▶ **YOUR INSTRUCTIONS**: How many lines in this material include the string "styled"? Answer with the number and nothing further.

** start **

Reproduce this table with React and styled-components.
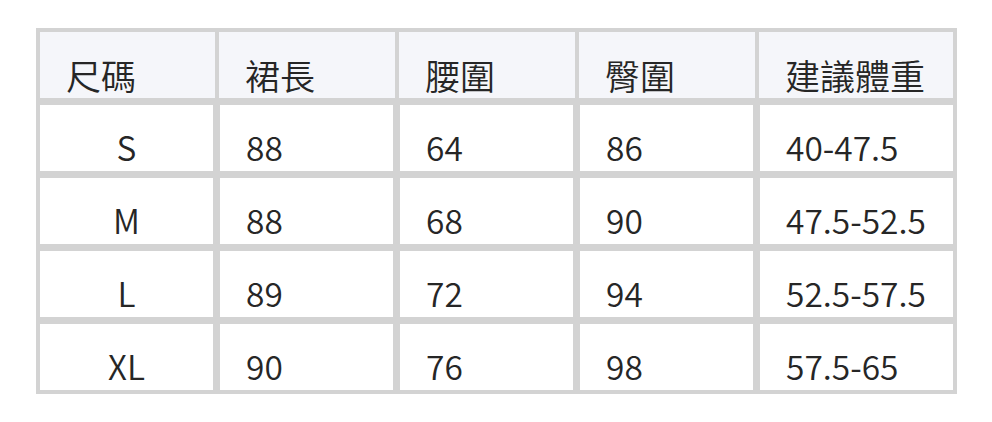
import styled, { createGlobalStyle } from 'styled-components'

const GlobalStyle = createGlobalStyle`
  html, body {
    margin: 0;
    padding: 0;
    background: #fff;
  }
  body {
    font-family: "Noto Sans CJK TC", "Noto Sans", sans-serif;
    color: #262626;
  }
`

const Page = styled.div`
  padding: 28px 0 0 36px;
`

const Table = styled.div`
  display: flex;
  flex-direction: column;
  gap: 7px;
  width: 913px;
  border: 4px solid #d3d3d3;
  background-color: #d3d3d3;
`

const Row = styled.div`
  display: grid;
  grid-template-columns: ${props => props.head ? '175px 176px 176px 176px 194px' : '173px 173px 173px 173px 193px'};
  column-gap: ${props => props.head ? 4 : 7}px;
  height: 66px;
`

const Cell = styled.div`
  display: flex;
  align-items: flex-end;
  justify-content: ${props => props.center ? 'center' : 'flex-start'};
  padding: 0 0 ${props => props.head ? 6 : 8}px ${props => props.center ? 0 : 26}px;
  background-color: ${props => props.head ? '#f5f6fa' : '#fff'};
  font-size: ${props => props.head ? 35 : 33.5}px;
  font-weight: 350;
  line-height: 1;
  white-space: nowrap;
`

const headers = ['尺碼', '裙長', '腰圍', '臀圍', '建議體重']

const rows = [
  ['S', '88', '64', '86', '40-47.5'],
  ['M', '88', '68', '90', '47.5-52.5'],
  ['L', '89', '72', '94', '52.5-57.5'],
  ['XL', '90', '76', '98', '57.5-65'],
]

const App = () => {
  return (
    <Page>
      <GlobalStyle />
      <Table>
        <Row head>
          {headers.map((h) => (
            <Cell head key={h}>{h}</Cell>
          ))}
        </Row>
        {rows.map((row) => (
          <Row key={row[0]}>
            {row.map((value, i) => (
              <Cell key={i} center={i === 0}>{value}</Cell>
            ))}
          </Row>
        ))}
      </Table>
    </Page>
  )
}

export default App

** end **
** start **

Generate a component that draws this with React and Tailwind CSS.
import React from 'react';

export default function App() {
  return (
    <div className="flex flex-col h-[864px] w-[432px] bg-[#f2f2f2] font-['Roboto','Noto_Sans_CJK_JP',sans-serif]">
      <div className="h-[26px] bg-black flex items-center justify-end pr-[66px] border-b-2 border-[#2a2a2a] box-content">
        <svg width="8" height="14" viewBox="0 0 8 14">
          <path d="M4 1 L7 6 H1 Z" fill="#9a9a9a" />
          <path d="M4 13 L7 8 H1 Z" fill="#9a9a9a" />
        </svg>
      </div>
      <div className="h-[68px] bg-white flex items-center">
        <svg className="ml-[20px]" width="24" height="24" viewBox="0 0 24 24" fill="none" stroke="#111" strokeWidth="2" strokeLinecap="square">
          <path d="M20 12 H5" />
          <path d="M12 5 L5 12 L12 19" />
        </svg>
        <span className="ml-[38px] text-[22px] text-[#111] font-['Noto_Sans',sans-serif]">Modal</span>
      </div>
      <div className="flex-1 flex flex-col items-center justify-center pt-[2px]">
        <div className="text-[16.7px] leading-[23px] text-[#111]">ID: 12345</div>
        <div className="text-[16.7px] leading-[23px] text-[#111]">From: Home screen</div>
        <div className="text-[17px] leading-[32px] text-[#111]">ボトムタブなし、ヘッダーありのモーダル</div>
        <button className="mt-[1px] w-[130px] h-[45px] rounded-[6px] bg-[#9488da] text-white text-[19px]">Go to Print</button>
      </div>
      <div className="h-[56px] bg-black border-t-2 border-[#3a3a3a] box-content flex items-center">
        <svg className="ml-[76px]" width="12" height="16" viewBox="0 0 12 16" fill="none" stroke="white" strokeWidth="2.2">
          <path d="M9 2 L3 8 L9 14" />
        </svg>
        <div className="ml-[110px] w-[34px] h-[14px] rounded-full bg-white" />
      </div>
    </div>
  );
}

** end **
** start **

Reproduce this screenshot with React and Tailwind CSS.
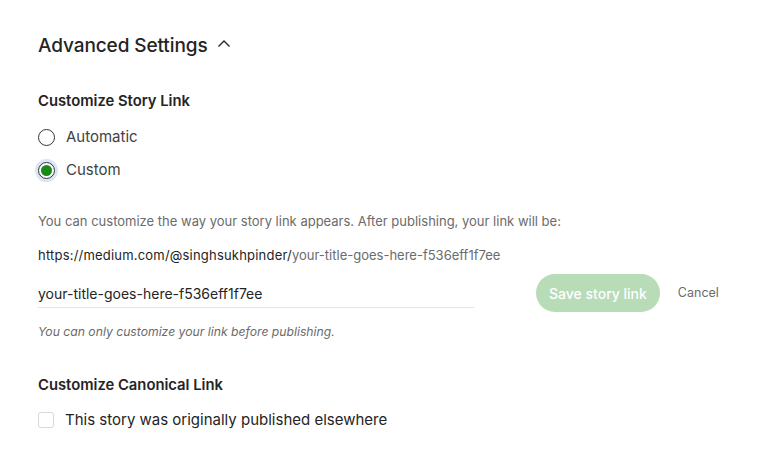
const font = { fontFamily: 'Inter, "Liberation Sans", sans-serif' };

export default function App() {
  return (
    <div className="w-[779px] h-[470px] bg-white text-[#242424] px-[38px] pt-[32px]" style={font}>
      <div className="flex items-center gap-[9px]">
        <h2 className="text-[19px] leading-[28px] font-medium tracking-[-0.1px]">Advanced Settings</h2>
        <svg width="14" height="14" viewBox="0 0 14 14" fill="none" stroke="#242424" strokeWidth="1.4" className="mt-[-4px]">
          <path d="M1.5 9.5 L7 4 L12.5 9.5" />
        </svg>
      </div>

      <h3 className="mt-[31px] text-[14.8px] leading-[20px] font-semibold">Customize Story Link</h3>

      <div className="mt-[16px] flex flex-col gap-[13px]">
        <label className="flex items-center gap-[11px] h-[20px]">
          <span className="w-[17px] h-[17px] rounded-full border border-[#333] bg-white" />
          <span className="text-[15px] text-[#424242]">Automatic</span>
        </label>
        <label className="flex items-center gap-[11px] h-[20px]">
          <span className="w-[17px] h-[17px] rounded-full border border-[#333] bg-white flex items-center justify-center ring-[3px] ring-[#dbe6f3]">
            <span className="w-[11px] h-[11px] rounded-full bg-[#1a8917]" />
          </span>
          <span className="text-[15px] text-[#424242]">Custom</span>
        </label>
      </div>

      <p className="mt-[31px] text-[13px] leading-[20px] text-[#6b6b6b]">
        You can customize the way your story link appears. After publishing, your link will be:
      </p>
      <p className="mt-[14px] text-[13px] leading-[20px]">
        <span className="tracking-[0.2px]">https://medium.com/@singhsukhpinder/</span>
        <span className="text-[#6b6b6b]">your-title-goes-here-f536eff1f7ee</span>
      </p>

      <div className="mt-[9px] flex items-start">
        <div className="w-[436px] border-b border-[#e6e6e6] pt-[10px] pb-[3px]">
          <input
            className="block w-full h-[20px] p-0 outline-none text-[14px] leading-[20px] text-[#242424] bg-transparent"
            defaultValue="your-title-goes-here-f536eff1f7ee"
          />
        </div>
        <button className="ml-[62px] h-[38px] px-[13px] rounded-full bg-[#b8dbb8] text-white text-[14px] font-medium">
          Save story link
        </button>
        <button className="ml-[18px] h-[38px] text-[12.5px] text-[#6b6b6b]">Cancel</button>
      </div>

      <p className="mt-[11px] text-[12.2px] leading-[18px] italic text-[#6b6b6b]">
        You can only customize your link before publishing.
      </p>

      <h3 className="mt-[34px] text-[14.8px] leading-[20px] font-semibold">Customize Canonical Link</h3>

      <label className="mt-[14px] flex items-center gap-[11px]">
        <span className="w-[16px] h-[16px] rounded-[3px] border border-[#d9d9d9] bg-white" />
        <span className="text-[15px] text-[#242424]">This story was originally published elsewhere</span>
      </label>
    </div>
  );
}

** end **

▶ **COMPLETE RESPONSE**: 6